This article was published in Scientific American’s former blog network and reflects the views of the author, not necessarily those of Scientific American


What with my recent effort to write a lot about tubenosed seabirds (specifically, true petrels or procellariids: see links below), I consider it a peculiar coincidence that I happened to chance upon a copy of Ronald Lockley's Flight of the Storm Petrel in a second-hand bookshop. Note that this book (Lockley 1983) is about storm-petrels (hydrobatids), not about petrels proper.
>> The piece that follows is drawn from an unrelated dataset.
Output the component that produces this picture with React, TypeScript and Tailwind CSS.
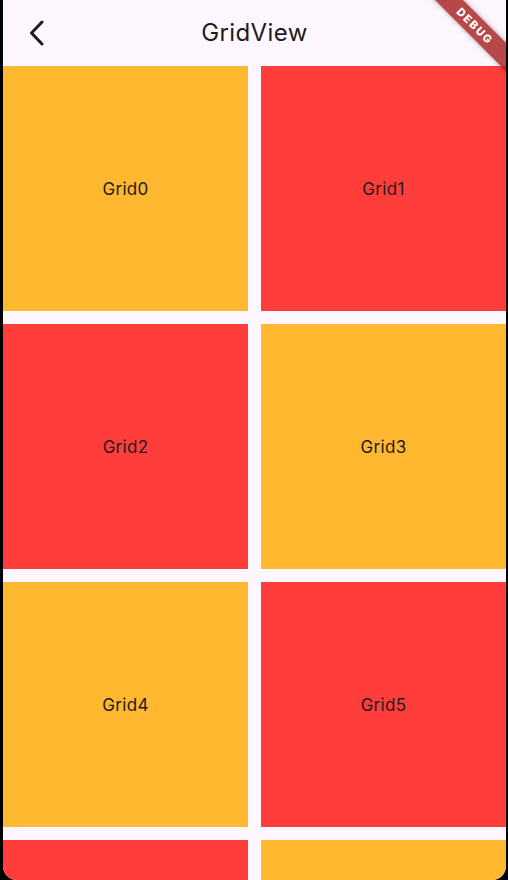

Storm-petrels are small tubenoses, found in oceans worldwide and famous for the 'surface pattering' behaviour they practise while foraging at the sea surface. Some storm-petrels (the mostly southern Oceanites, Garrodia, Pelagadroma, Fregatta and Nesofregatta, grouped together in Oceanitinae) have long legs and proportionally short, rounded wings. Others (the mostly northern taxa grouped together in Hydrobatinae: Hydrobates, Halocyptena and [the paraphyletic] Oceanodroma) have short legs and longer, more pointed wings. The two groups may not in fact form a clade: some studies find hydrobatines closer to albatrosses than to oceanitines (Penhallurick & Wink 2004). Anyway, one of the things I really like about Lockley's Flight of the Storm Petrel is the artwork - in particular, Noel W. Cusa's brilliant, black-and-white-drawings. I previously featured one of them here. In the interests of bringing them to further attention, I'm sharing some (but certainly not all) of them here. They're interesting for several reasons.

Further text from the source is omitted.